The UN’s response to these failures would center around the use of force:
● Initially this was due to the increasing realization of the role played by factions
refusing to collaborate with the implementation of the UN mandate.
● This was also a direct result of the moral aftermath of all three missions, which gave
impetus to a growing shift in the balance between the two components of
sovereignty.
The increased use of force and the increasing inclusion of humanitarian impulses in the work
of the UN would be codified in the Brahimi Report of August 2000. The Report makes
recommendations for improvements of UN peace operations. The debate over humanitarian
intervention and peace enforcement and the relationship between human rights and non-
intervention as components of sovereignty began in earnest in the late 1990s, and marked
the first time that an issue central to peace operations would spark substantial production in
the academic arena as well.
The new predominance of human rights earned the name ‘humanitarian intervention’.
However, the vast majority of the UN’s work is based on less strident attempts to balance
human rights with those of states. Attempts to find an equilibrium between non-intervention
and human rights reached their apex with the concept of the ‘responsibility to protect’ (R2P).

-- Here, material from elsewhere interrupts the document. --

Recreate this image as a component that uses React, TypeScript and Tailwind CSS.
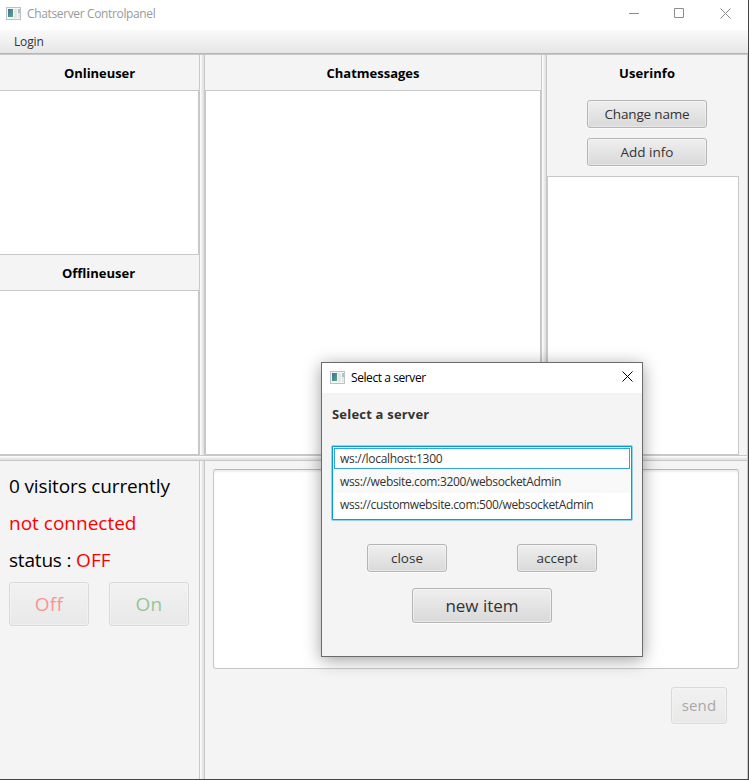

The first third-generation intervention was NATO’s action against Yugoslavia in the Kosovo
conflict in 1999. This operation highlights an important characteristic of the carrying-out of
peace enforcement missions. Many of such missions are not carried out by troops seconded
to the UN itself, but by regional organizations or coalitions of the willing authorized under
Chapter VIII.
Fourth-generation peace operations: peacebuilding
The fourth generation of peace operations consists of robust peacebuilding operations that
combine elevated permission to use force with enhanced civilian tasks that are more
intrusive in terms of their effect on local autonomy than in the second generation. These
missions are sometimes described as peace support operations.